このような人物を事務次官にしている麻生太郎氏には、さらに濃厚に「オヤジ文化」が漂っているが、ぼくの仮説ではこの源流は、石原慎太郎の「太陽の季節」が描いている世界からではないかと考えている。つまり、「男はマブいスケをナンパして、イッパツやってモノにするのが一人前の証拠だぜ」というような価値観が、戦後の裕福なお坊ちゃんたちに滲透した、ような気がする。この東大法学部から財務省のトップ官僚に上り詰めた人物も、頭の中はこういう奇妙な世界に漂っていたことが明らかになった。ぼくの周りにもこの手のオヤジはたくさんいたが、基本的につきあわないことにしていた。
 安倍政権を批判する「リベラル」「サヨク」人権派を、「売国奴」「反日」だと熱心に罵り攻撃している人たちに言いたい。この伝統ある麗しい国ニッポンを、倫理的道徳的宗教的に貶め、過去の先人が努力して築いてきた大事な価値をぶち壊し、日本に愛着を持つ海外の良心的な人びとを嘆かせる、恥ずかしく嘆かわしい人間は、いったい誰なのか?自分はエリートでこの国を動かす権力の座にあるとうぬぼれて、若くイイ女はオレ様の前で喜んで脚を開くのが当たり前だ、と思う愚劣で傲慢なオヤジが、現にこの国の権力の中枢にいる。こんな悲惨な事態を、きみたちは許しているだけでなく、拍手して応援している。もし、こういうオヤジこそ男の理想だと考え、自分もそうなりたいと思っているのなら、君たちの腰の底は痔疾のように割れている。だからよく考えてほしい。

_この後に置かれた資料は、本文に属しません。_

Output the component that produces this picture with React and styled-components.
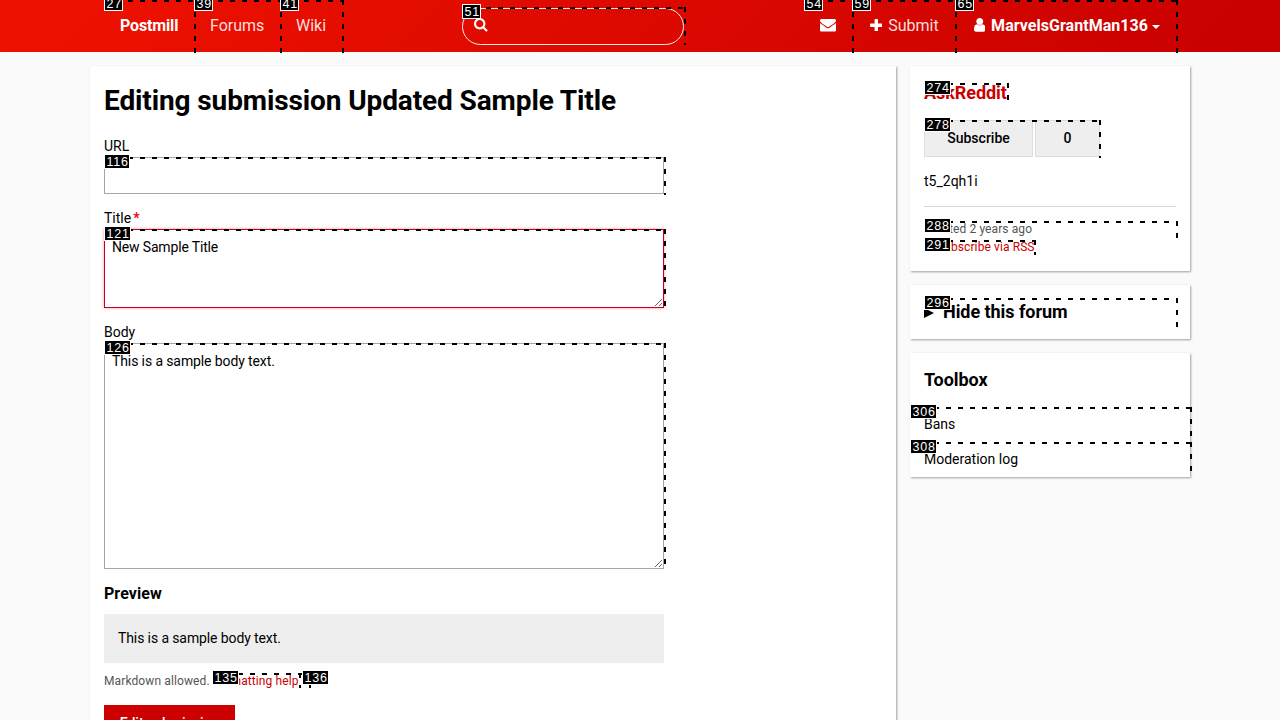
import React from "react";
import styled, { createGlobalStyle } from "styled-components";

const GlobalStyle = createGlobalStyle`
  *, *::before, *::after { box-sizing: border-box; }
  html, body { margin: 0; height: 720px; overflow: hidden; }
  body {
    background: #fafafa;
    color: #000;
    font: 14px/21px Roboto, "Liberation Sans", sans-serif;
  }
`;

const Page = styled.div`
  position: relative;
  width: 1280px;
  height: 720px;
  overflow: hidden;
`;

const Header = styled.header`
  height: 52px;
  padding: 0 104px;
  display: flex;
  align-items: center;
  justify-content: space-between;
  background: linear-gradient(135deg, #f01200, #c80000);
`;

const Nav = styled.nav`
  display: flex;
  height: 100%;
`;

const NavItem = styled.a`
  display: flex;
  align-items: center;
  width: ${(p) => p.$width}px;
  padding: 0 0 2px 16px;
  font-size: 16px;
  font-weight: ${(p) => (p.$bold ? 700 : 400)};
  letter-spacing: ${(p) => p.$spacing || 0}px;
  white-space: nowrap;
  color: ${(p) => (p.$bold ? "#fff" : "rgba(255, 255, 255, 0.88)")};
`;

const Icon = styled.svg`
  display: block;
  flex: none;
  fill: ${(p) => p.$fill || "#fff"};
  margin: ${(p) => p.$margin || 0};
`;

const Caret = styled.span`
  margin: 3px 0 0 4px;
  border: 4px solid transparent;
  border-top-color: #fff;
  border-bottom: 0;
`;

const SearchBox = styled.div`
  width: 222px;
  height: 37px;
  margin-top: 1px;
  padding: 9px 11px;
  border: 1px solid rgba(255, 255, 255, 0.9);
  border-radius: 19px;
`;

const Columns = styled.div`
  display: flex;
  align-items: flex-start;
  gap: 14px;
  padding: 14px 90px 0;
`;

const Card = styled.section`
  background: #fff;
  padding: ${(p) => p.$pad || "14px"};
  box-shadow: 1px 1px 2px rgba(0, 0, 0, 0.36);
`;

const MainCard = styled(Card)`
  width: 806px;
  height: 700px;
`;

const Sidebar = styled.aside`
  width: 280px;
  display: flex;
  flex-direction: column;
  gap: 14px;
`;

const PageTitle = styled.h1`
  margin: 0 0 13px;
  font-size: 28px;
  line-height: 42px;
  font-weight: 700;
  letter-spacing: -0.11px;
`;

const Form = styled.form`
  width: 560px;
`;

const Field = styled.div`
  display: flex;
  flex-direction: column;
  margin-bottom: 13px;
`;

const Label = styled.label`
  line-height: 22px;
  word-spacing: -0.8px;
`;

const Required = styled.b`
  margin-left: -0.5px;
  color: #e02;
`;

const TextInput = styled.input`
  height: 37px;
  border: 1px solid #a6a6a6;
  padding: 7px;
  outline: 0;
  background: #fff;
`;

const TextArea = styled.textarea`
  display: block;
  width: 100%;
  height: ${(p) => p.$height}px;
  margin: 0;
  padding: 7px;
  border: 1px solid ${(p) => (p.$invalid ? "#c00020" : "#a6a6a6")};
  box-shadow: ${(p) => (p.$invalid ? "0 0 3px rgba(255, 0, 0, 0.45)" : "none")};
  outline: 0;
  background: #fff;
  color: #000;
  font: inherit;
  letter-spacing: ${(p) => p.$spacing || 0}px;
  resize: vertical;
`;

const PreviewTitle = styled.h3`
  margin: 0 0 8px;
  font-size: 16px;
  line-height: 24px;
  letter-spacing: 0.06px;
`;

const Preview = styled.div`
  padding: 14px;
  height: 49px;
  background: #eee;
  letter-spacing: -0.11px;
`;

const Help = styled.p`
  margin: 9px 0 15px;
  font-size: 12px;
  line-height: 18px;
  letter-spacing: 0.11px;
  color: #555;
`;

const Link = styled.a`
  color: #c00;
`;

const SubmitButton = styled.button`
  display: block;
  width: 131px;
  height: 37px;
  padding: 0;
  border: 0;
  background: #c00;
  color: #fff;
  font: 500 14px/21px Roboto, sans-serif;
`;

const SideTitle = styled.h2`
  margin: 0;
  padding-bottom: 2px;
  font-size: 18px;
  line-height: 25px;
  font-weight: 700;
  letter-spacing: -0.05px;
`;

const SubscribeRow = styled.div`
  display: flex;
  gap: 2px;
  margin: 13px 0 14px;
`;

const SubscribePart = styled.span`
  width: ${(p) => p.$width}px;
  height: 37px;
  border: 1px solid #ddd;
  background: #eee;
  font-weight: 500;
  line-height: 35px;
  text-align: center;
`;

const Description = styled.p`
  margin: 0;
  padding-bottom: 14px;
  border-bottom: 1px solid #d8d8d8;
`;

const Meta = styled.div`
  padding: 13px 0 1px;
  display: flex;
  flex-direction: column;
  font-size: 12px;
  line-height: 18px;
  letter-spacing: 0.1px;
  color: #555;
`;

const FeedLink = styled(Link)`
  display: flex;
  align-items: center;
`;

const Summary = styled.div`
  display: flex;
  align-items: center;
  gap: 9px;
`;

const Arrow = styled.span`
  border: 5px solid transparent;
  border-left: 10px solid #000;
  border-right: 0;
`;

const ToolList = styled.nav`
  display: flex;
  flex-direction: column;
  margin: 13px -14px 0;
`;

const ToolItem = styled.a`
  height: 35px;
  padding: 0 14px;
  line-height: 35px;
`;

const dashes = (direction) =>
  `repeating-linear-gradient(${direction}, #000 0 5px, transparent 5px 12px)`;

const HintBox = styled.div`
  position: absolute;
  pointer-events: none;
  left: ${(p) => p.$x}px;
  top: ${(p) => p.$y}px;
  width: ${(p) => p.$w + 2}px;
  height: ${(p) => p.$h}px;
  background:
    ${dashes("to right")} 0 0 / calc(100% - 2px) 2px no-repeat,
    ${dashes("to bottom")} 100% 0 / 2px 100% no-repeat;
`;

const HintLabel = styled.span`
  position: absolute;
  left: ${(p) => p.$x}px;
  top: ${(p) => p.$y}px;
  height: 15px;
  padding: 0 0.4px 0 1.6px;
  border: 1px solid #fff;
  background: #000;
  color: #fff;
  font: 12.5px/14px "Liberation Sans", Arial, sans-serif;
  letter-spacing: 0.7px;
`;

/* id, box x, box y, box width, box height, label x, label y */
const hints = [
  [27, 104, 0, 90, 53, 104, -4],
  [39, 194, 0, 86, 53, 194, -4],
  [41, 280, 0, 62, 53, 280, -4],
  [51, 462, 7, 222, 38, 462, 4],
  [54, 804, 0, 48, 53, 804, -4],
  [59, 852, 0, 103, 53, 852, -4],
  [65, 955, 0, 221, 53, 955, -4],
  [116, 104, 157, 560, 38, 104, 154],
  [121, 104, 229, 560, 78, 104, 226],
  [126, 104, 343, 560, 225, 104, 340],
  [135, 214, 673, 85, 15, 212, 670],
  [136, 301, 673, 8, 15, 302, 670],
  [274, 924, 83, 83, 18, 924, 80],
  [278, 924, 120, 175, 38, 924, 117],
  [288, 924, 221, 252, 18, 924, 218],
  [291, 924, 240, 110, 15, 924, 237],
  [296, 924, 298, 252, 29, 924, 295],
  [306, 910, 407, 280, 35, 910, 404],
  [308, 910, 442, 280, 29, 910, 439],
];

const SEARCH =
  "M1216 832q0-185-131.5-316.5t-316.5-131.5-316.5 131.5-131.5 316.5 131.5 316.5 316.5 131.5 316.5-131.5 131.5-316.5zm512 832q0 52-38 90t-90 38q-54 0-90-38l-343-342q-179 124-399 124-143 0-273.5-55.5t-225-150-150-225-55.5-273.5 55.5-273.5 150-225 225-150 273.5-55.5 273.5 55.5 225 150 150 225 55.5 273.5q0 220-124 399l343 343q37 37 37 90z";
const MAIL =
  "M1792 710v794q0 66-47 113t-113 47h-1472q-66 0-113-47t-47-113v-794q44 49 101 87 362 246 497 345 57 42 92.5 65.5t94.5 48 110 24.5h2q51 0 110-24.5t94.5-48 92.5-65.5q170-123 498-345 57-39 100-87zm0-294q0 79-49 151t-122 123q-376 261-468 325-10 7-42.5 31t-54 38.5-52 32.5-57.5 27-50 9h-2q-23 0-50-9t-57.5-27-52-32.5-54-38.5-42.5-31q-91-64-262-182.5t-205-142.5q-62-42-117-115.5t-55-136.5q0-78 41.5-130t118.5-52h1472q65 0 112.5 47t47.5 113z";
const PLUS =
  "M1600 736v192q0 40-28 68t-68 28h-416v416q0 40-28 68t-68 28h-192q-40 0-68-28t-28-68v-416h-416q-40 0-68-28t-28-68v-192q0-40 28-68t68-28h416v-416q0-40 28-68t68-28h192q40 0 68 28t28 68v416h416q40 0 68 28t28 68z";
const USER =
  "M1536 1399q0 109-62.5 187t-150.5 78h-854q-88 0-150.5-78t-62.5-187q0-85 8.5-160.5t31.5-152 58.5-131 94-89 134.5-34.5q131 128 313 128t313-128q76 0 134.5 34.5t94 89 58.5 131 31.5 152 8.5 160.5zm-256-887q0 159-112.5 271.5t-271.5 112.5-271.5-112.5-112.5-271.5 112.5-271.5 271.5-112.5 271.5 112.5 112.5 271.5z";
const FEED =
  "M0 0a10 10 0 0 1 10 10h-1.6a8.4 8.4 0 0 0-8.4-8.4zM0 3.4a6.6 6.6 0 0 1 6.6 6.6h-1.6a5 5 0 0 0-5-5zM0 8.6a1.4 1.4 0 1 1 2.8 0a1.4 1.4 0 1 1-2.8 0z";

export default function App() {
  return (
    <Page>
      <GlobalStyle />
      <Header>
        <Nav>
          <NavItem $bold $width={90} $spacing={-0.15}>
            Postmill
          </NavItem>
          <NavItem $width={86}>Forums</NavItem>
          <NavItem $width={62}>Wiki</NavItem>
        </Nav>
        <SearchBox>
          <Icon viewBox="64 128 1664 1664" width="13.5" height="13.5">
            <path d={SEARCH} />
          </Icon>
        </SearchBox>
        <Nav>
          <NavItem $width={48}>
            <Icon viewBox="0 256 1792 1408" width="16" height="12.6" $margin="1px 0 0">
              <path d={MAIL} />
            </Icon>
          </NavItem>
          <NavItem $width={103}>
            <Icon viewBox="192 128 1408 1408" width="12.6" height="12.6" $margin="0 6px 0 1.6px">
              <path d={PLUS} />
            </Icon>
            Submit
          </NavItem>
          <NavItem $bold $width={221} $spacing={0.04}>
            <Icon viewBox="256 128 1280 1536" width="11.5" height="13.8" $margin="0 6px 0 2.6px">
              <path d={USER} />
            </Icon>
            MarvelsGrantMan136
            <Caret />
          </NavItem>
        </Nav>
      </Header>

      <Columns>
        <MainCard as="main">
          <PageTitle>Editing submission Updated Sample Title</PageTitle>
          <Form>
            <Field>
              <Label>URL</Label>
              <TextInput />
            </Field>
            <Field>
              <Label>
                Title <Required>*</Required>
              </Label>
              <TextArea $height={79} $invalid $spacing={-0.16} defaultValue="New Sample Title" />
            </Field>
            <Field>
              <Label>Body</Label>
              <TextArea $height={226} $spacing={-0.11} defaultValue="This is a sample body text." />
            </Field>
            <PreviewTitle>Preview</PreviewTitle>
            <Preview>This is a sample body text.</Preview>
            <Help>
              Markdown allowed. <Link>Formatting help</Link>
            </Help>
            <SubmitButton type="button">Edit submission</SubmitButton>
          </Form>
        </MainCard>

        <Sidebar>
          <Card>
            <SideTitle>
              <Link>AskReddit</Link>
            </SideTitle>
            <SubscribeRow>
              <SubscribePart $width={109}>Subscribe</SubscribePart>
              <SubscribePart $width={65}>0</SubscribePart>
            </SubscribeRow>
            <Description>t5_2qh1i</Description>
            <Meta>
              <span>Created 2 years ago</span>
              <FeedLink>
                <Icon viewBox="0 0 10 10" width="9" height="9" $fill="#c00" $margin="0 3px 2px 1px">
                  <path d={FEED} />
                </Icon>
                Subscribe via RSS
              </FeedLink>
            </Meta>
          </Card>
          <Card $pad="14px 14px 13px">
            <Summary>
              <Arrow />
              <SideTitle>Hide this forum</SideTitle>
            </Summary>
          </Card>
          <Card $pad="14px 14px 0">
            <SideTitle>Toolbox</SideTitle>
            <ToolList>
              <ToolItem>Bans</ToolItem>
              <ToolItem>Moderation log</ToolItem>
            </ToolList>
          </Card>
        </Sidebar>
      </Columns>

      {hints.map(([id, x, y, w, h]) => (
        <HintBox key={id} $x={x} $y={y} $w={w} $h={h} />
      ))}
      {hints.map(([id, , , , , x, y]) => (
        <HintLabel key={id} $x={x} $y={y}>
          {id}
        </HintLabel>
      ))}
    </Page>
  );
}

 人類の文明を支えてきた世界宗教、ユダヤ=キリスト教、イスラム教、仏教、儒教、それらはそれぞれ異なる真理、聖典を主張してきましたが、どれも共通して唱えているのは、この世に生きている人間が守るべき価値があり、それに背いて生きることは自分を否定するだけでなく、自分に関わるすべての人々を否定し、結局は自分を破滅させるということなのです。そうあってはならないし、そのために誰もが自分の幸福を願い、自分だけでなく周囲の親しい人びとの幸福を願うのは自然な感情です。では、具体的にそれを実現するにはどうすればいいか?イエスも釈迦も孔子もムハンマドも、それを言葉で説いています。そのなかにある教えのひとつに、他者を道具とする欲望を貪ってはいけない、という真理があるのです。とくに、世俗の権力をもつ人々にこれは厳しい戒律になります。
 つまり、日本の現職財務省事務次官という最高の公職にある福田淳一氏の場合でいえば、自分の地位にともなう職務の延長上に、女性記者を酒食の場に呼び出して「言葉遊び」のおつまみに供して心理的満足を得たという事実を、些細な「娯楽」としか考えていない「精神の荒廃」こそが、国家の危機「反日」的行為だといわざるをえないでしょう?佐藤優氏の指摘する国家公務員の法律的行為の正統性という問題にはぼくはあまり関心はないけれども、「オヤジ文化」が日本社会に今もなお底流でしっかり持続していること、それをネトウヨ的若い世代にも伝染していることは、日本人として、男として痛いほど、切腹したいほど、戦争を挑みたいほど怒っているのです!